I’ve tossed off a few specific titles that I think have had a broad cultural significance onto my blog, hoping to spark additions. But a more personal response is much harder for me to verbalize. I’m finding that I am more influenced by ideas than individual works.

As a young composer, I soaked up everything I could of John Cage, Morton Feldman, Roger Reynolds, Robert Ashley, SOURCE, etc. and responded accordingly.

In the early 90s, I started focusing on vocal works, writing pieces that combined words and music in new ways. The catalyst at that time was a single, 14th-century motet by Guillaume de Machaut: Se j’aim mon loyal ami. In it, three singers, all portraying the same person at different points in her life, sing three complementary texts simultaneously. The simultaneity was typical of the ars nova: the time warping and harrowing story-line was not. I started writing a series of pieces -- sometimes using singers, sometimes narrators -- that bent time in different directions, in an effort to arrive at a more personal relationship with stasis and progress.

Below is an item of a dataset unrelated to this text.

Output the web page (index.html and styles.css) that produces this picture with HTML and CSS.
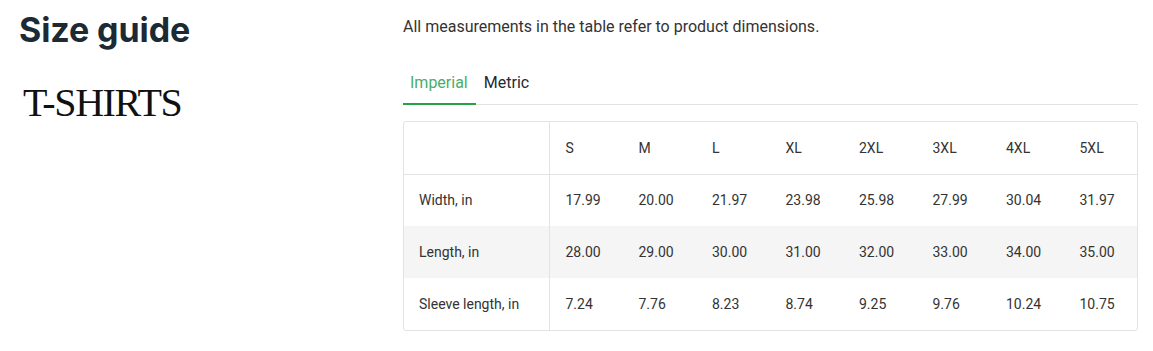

Someone once said (I wish I knew who) that creativity is finding what’s been lost and making it new.

In the late 90s, I became more and more interested in the problem of European Classical forms. Conventional wisdom says that these forms are irrelevant to contemporary life. But experience has shown me that they are irrelevant in very specific ways, which means that they also have important kernels of relevance. The more I explored these forms, the more I discovered truths that our culture can ill afford to forget.

We live in a culture that rejects the lessons of the past. The media discuss music history as if it were something that began with the invention of television. The current administration, posing as conservative, is actually putting a radical agenda into place, an agenda that goes against so much of what I believe. My response has been to question the so-called “self-evident” truths of the past in a way that honors their true values, instead of taking them for granted, or brandishing them as weapons against thought.

I am finding that they are strong enough to withstand my questioning.